A generalization of CHSH and the algebraic structure of optimal strategies

TL;DR

This paper introduces a broad algebraic framework for self-testing in quantum information, generalizing CHSH, and resolving several open questions about non-Pauli operators, non-maximally entangled states, and the structure of non-local games.

Contribution

It presents the first algebraic generalization of CHSH as a linear constraint system game with unique self-testing properties, expanding understanding of quantum non-locality and self-testing.

Findings

First example of non-local games self-testing non-Pauli operators

Self-test for states other than maximally entangled states

Games with 1-bit questions and log n-bit answers suitable for complexity applications

Abstract

Self-testing has been a rich area of study in quantum information theory.

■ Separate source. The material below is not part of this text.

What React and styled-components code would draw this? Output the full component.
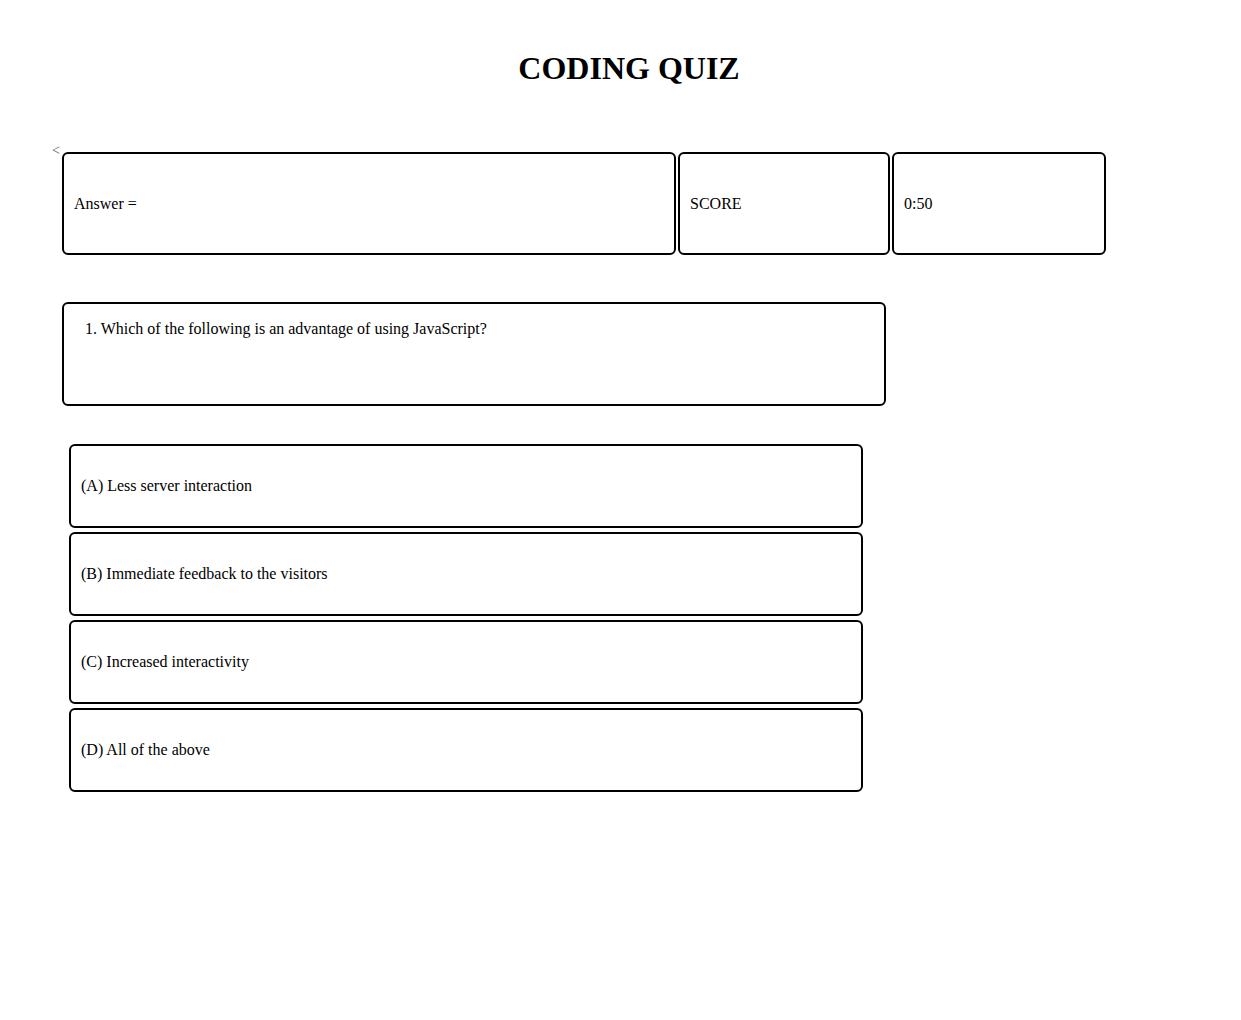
import React from 'react';
import styled, { createGlobalStyle } from 'styled-components';

const GlobalStyle = createGlobalStyle`
  body {
    margin: 0;
    background: #fff;
    font-family: "Liberation Serif", "Times New Roman", serif;
    color: #000;
  }
`;

const Page = styled.div`
  width: 1241px;
  padding: 50px 0 0 0;
`;

const Title = styled.h1`
  margin: 0 0 0 17px;
  text-align: center;
  font-size: 32px;
  font-weight: bold;
  line-height: 37px;
`;

const TopRow = styled.div`
  display: flex;
  align-items: flex-start;
  margin-top: 65px;
  padding-left: 52px;
`;

const Back = styled.span`
  font-size: 14px;
  line-height: 14px;
  color: #555;
  margin-top: -8px;
  width: 10px;
`;

const Boxes = styled.div`
  display: flex;
  gap: 2px;
`;

const InfoBox = styled.div`
  box-sizing: border-box;
  width: ${p => p.w}px;
  height: 103px;
  border: 2px solid #000;
  border-radius: 6px;
  display: flex;
  align-items: center;
  padding-left: 10px;
  font-size: 16px;
`;

const QuestionBox = styled.div`
  box-sizing: border-box;
  width: 824px;
  height: 104px;
  margin: 47px 0 0 62px;
  border: 2px solid #000;
  border-radius: 6px;
  padding: 15px 21px;
  font-size: 16px;
  line-height: 20px;
`;

const Options = styled.div`
  display: flex;
  flex-direction: column;
  gap: 4px;
  margin: 38px 0 0 69px;
`;

const Option = styled.div`
  box-sizing: border-box;
  width: 794px;
  height: 84px;
  border: 2px solid #000;
  border-radius: 6px;
  display: flex;
  align-items: center;
  padding-left: 10px;
  font-size: 16px;
`;

const options = [
  '(A) Less server interaction',
  '(B) Immediate feedback to the visitors',
  '(C) Increased interactivity',
  '(D) All of the above',
];

export default function App() {
  return (
    <Page>
      <GlobalStyle />
      <Title>CODING QUIZ</Title>
      <TopRow>
        <Back>&lt;</Back>
        <Boxes>
          <InfoBox w={614}>Answer =</InfoBox>
          <InfoBox w={212}>SCORE</InfoBox>
          <InfoBox w={214}>0:50</InfoBox>
        </Boxes>
      </TopRow>
      <QuestionBox>1. Which of the following is an advantage of using JavaScript?</QuestionBox>
      <Options>
        {options.map(o => (
          <Option key={o}>{o}</Option>
        ))}
      </Options>
    </Page>
  );
}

It allows an experimenter to interact classically with a black box quantum system and to test that a specific entangled state was present and a specific set of measurements were performed. Recently, self-testing has been central to high-profile results in complexity theory as seen in the work on entangled games PCP of Natarajan and Vidick (FOCS 2018), iterated compression by Fitzsimons et al. (STOC 2019), and NEEXP in MIP* due to Natarajan and Wright (FOCS 2019). In this work, we introduce an algebraic generalization of CHSH by viewing it as a linear constraint system (LCS) game, exhibiting self-testing properties that are qualitatively different. These provide the first example of non-local games that self-test non-Pauli operators resolving an open questions posed by Coladangelo and Stark (QIP 2017). Our games also provide a self-test for states other than the maximally entangled state, and hence resolves the open question posed by Cleve and Mittal (ICALP 2012). Additionally, our games have 1 bit question and $\log n$ bit answer lengths making them suitable candidates for complexity theoretic application. This work is the first step towards a general theory of self-testing arbitrary groups. In order to obtain our results, we exploit connections between sum of squares proofs, non-commutative ring theory, and the Gowers-Hatami theorem from approximate representation theory. A crucial part of our analysis is to introduce a sum of squares framework that generalizes the \emph{solution group} of Cleve, Liu, and Slofstra (Journal of Mathematical Physics 2017) to the non-pseudo-telepathic regime. Finally, we give the first example of a game that is not a self-test. Our results suggest a richer landscape of self-testing phenomena than previously considered.